Erebor became the home of the Folk of Durin, a clan of Dwarves known as the Longbeards, after they were driven from their ancestral home of Khazad-dûm. In the latter days of the Third Age, this Kingdom under the Mountain held one of the largest dwarvish treasure hoards in Middle-earth. Dale, a town of Men built between the two southern spurs of Erebor, grew in harmony with the dwarves. The Kingdom under the Mountain was founded by Thráin I the Old, who discovered the Arkenstone there. His son, Thorin I, left the mountain with much of the Folk of Durin to live in the Ered Mithrin (Grey Mountains) on account of the great riches to be found in that range. After dragons plundered their hoards, the Longbeards, led now by Thrór, a descendant of Thorin, returned to Erebor to take up the title King under the Mountain. Under Thrór's reign, Erebor became a great stronghold where the dwarves became numerous and prosperous, well known for the making of matchless weapons and armour.

Erebor in The Hobbit 

In the Third Age, while the young Thorin II Oakenshield was out hunting, the dragon Smaug flew south from the Grey Mountains, killed all the dwarves he could find, and destroyed the town of Dale. Smaug then took over the mountain, using the dwarves' hoard as a bed. King Thrór, his son Thráin II, and several companions escaped death by a secret door. Although Thrór and Thráin later perished, Thorin lived in exile in the Ered Luin, far to the west. On a journey, he met the wizard Gandalf. Together they formed a plan to reclaim the mountain. Gandalf insisted that burglary was the best approach and recommended the hobbit Bilbo Baggins, whom he represented to be a professional thief.

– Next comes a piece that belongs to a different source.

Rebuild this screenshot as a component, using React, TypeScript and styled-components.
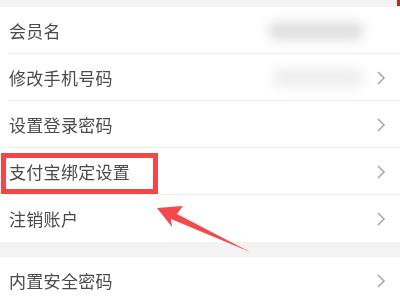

Bilbo, Thorin, and Thorin's company of twelve other Dwarves travelled to the Lonely Mountain to regain the treasure. They planned to use the secret door, whose key and map Gandalf had managed to obtain from Thráin, whom he had found at the point of death in the pits of Dol Guldur. On Durin's Day, when the setting sun and the last moon of autumn were in the sky together, the day's last sunlight would fall on the door and expose its keyhole so that it could be unlocked. By a fortunate coincidence, this happened soon after Bilbo and the Dwarves arrived, and the Hobbit was able to enter the mountain and steal a golden cup.

Smaug, enraged by the theft, emerged from the mountain and flew south to destroy Lake-town, which he thought to be the source of the "thieves". During this attack Smaug was killed by Bard the Bowman; Thorin claimed the mountain on learning of Smaug's demise. However, the Men of Esgaroth, supported by Thranduil and the Elves of Mirkwood, marched in force to the mountain to demand a part of the dragon's hoard as recompense for the destruction. Thorin, mad with greed, refused all claims and sent word to his second cousin Dáin II Ironfoot, chief of the Dwarves of the Iron Hills, who brought reinforcements to the aid of Thorin and Company. However before any battle began, an army of Orcs and Wargs descended on Erebor. Dwarves, Elves, and Men joined ranks against them, which led to the Battle of Five Armies. During this battle, Thorin's nephews Fíli and Kíli were killed, and Thorin himself was mortally injured; he died shortly afterwards. The title of King under the Mountain passed to Dáin.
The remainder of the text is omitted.